Майкл Иннес (р. 1906) — автор многих считающихся классическими книг; в них нашим поводырем является инспектор сэр Джон Эпплби. Наибольший успех снискало его произведение «После сдачи номера».
Сенсацию в кругах публики вызвала книга «Рашпиль» Филипа Макдоналда (р. 1896?). Однако для нынешнего читателя это всего лишь литературоведческий документ, памятник вкуса эпохи.
Более известны еще Гледис Митчелл, Энтони Гилберт (настоящее имя его Луси Маллесон), Джозефин Белл (настоящее имя Дорис Белл), Кристофер Буш, Эдуард Грирсон, Эдмонд Криспин (то есть Роберт Брус Монтгомери), Джульян Саймонс (он же эстет жанра), Реймонд Постгейт, Рой Викерс, Маргарет Эрскин, Клейтон Роусон, Уинстон Грэхем и другие.
Эдгар Уоллес. «Полицейская история»
Стиль Эдгара Уоллеса (1875–1932) противоположен поколению золотого века и родствен скорее «жесткой школе», вошедшей в моду в тридцатые годы, на которые падает его настоящая популярность.
В возрасте двенадцати лет Уоллес бросил школу, нанялся разносчиком газет, был мальчиком на посылках, продавцом, заводским рабочим, поваром, грузчиком, журналистом, романистом и драматургом.
Первый его детектив «Четверо справедливых» появился в 1905 году. За ним последовало около двухсот других произведений, среди них «Красный круг», «Летающая гвардия», «Башня насилия». Из пьес наибольшим успехом пользовались «Таинственный мастер», «Календарь» и в особенности «На месте преступления».
В качестве репортера он был свидетелем англо-бурской войны. Приобретенные в тот период впечатления изложил впоследствии в нескольких юмористических романах на африканские темы; написанные с типичной для Уоллеса вульгарностью, они представляли собой собрание распространяемых об африканцах суеверий, клеветы, антинаучных предположений. Низкий уровень его писаний объясняется тем, что он никогда не поднимался над своими идеалами — журналистами «Дэйли Мэйл» и других, бульварных листков, а также авторами взятого в публичных библиотеках макулатурного чтива. Несмотря на это, приключенческие книги, выходившие под его именем, были настолько модны, что даже такого известного венгерского писателя, как Фридеш Каринти, побудили к сочинению пародии на Уоллеса.
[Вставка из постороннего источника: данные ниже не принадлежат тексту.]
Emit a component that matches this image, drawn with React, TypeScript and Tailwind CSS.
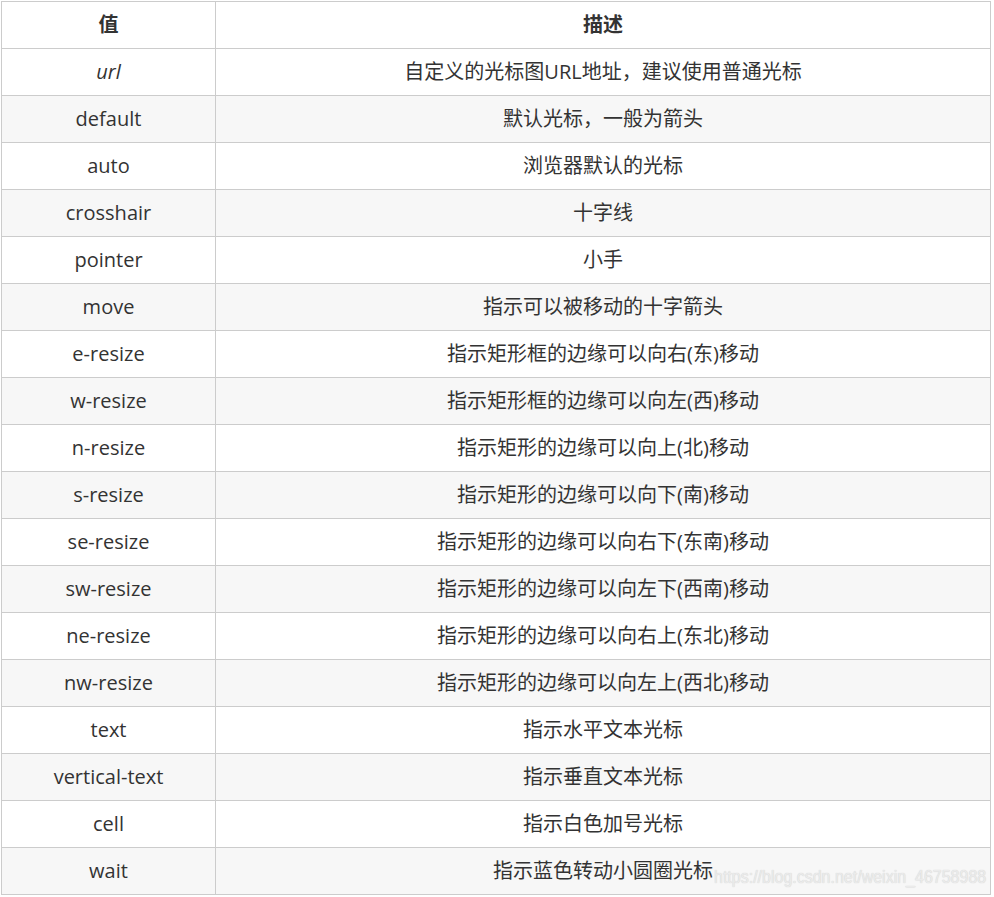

Его так называемые детективы состоят не столько из расследований, сколько из преследований. Преступника он часто представляет еще до появления на сцене полицейского либо сыщика и знакомит с историей его поимки, пользуясь техникой приключенческого романа. Его вдохновляла хорошо ощутимая романтика мира американских гангстеров, хотя часто в качестве фона он выбирал окутанные жутким туманом берега Темзы или узкие переулки Сохо. Люки с захлопывающимися крышками, сообщники, переодевания, неожиданно возникающие близнецы, тайники в письменных столах, экзотические притоны, скрытые туннели и подземные выходы, сотканная опытными руками уголовного мира сеть, охватывающая даже аристократические салоны, — все это привлекало и завораживало его читателей и зрителей в театрах и кинозалах.
Арнолд Беннетт уже в 1928 году обратил внимание на один из самых главных изъянов в воззрениях Эдгара Уоллеса: его безграничный конформизм.
Биограф Уоллеса Маргарет Лейн посредственность творчества писателя охарактеризовала таким образом: его идеал — волнение, свободное от тревоги, напряжение без страха, обезболенное насилие и лишенный отталкивающих аспектов ужас. Она могла бы добавить сюда преступление без вины и романтику без чувств, если б могла такое выдумать. Подобные воззрения закономерно требовали хеппи-энда, залитого солнцем сада в конце каждого таинственного подземного хода. У обрисованных им с симпатией фигур ни один волос не мог упасть с головы. В его писаниях ничто не тревожило. Он не дразнил читателя даже оригинальной тайной, слегка щекочущей разум, как это делается в хорошем детективе. Скорее все приглушал. Подчинял всё лжеволнениям акций.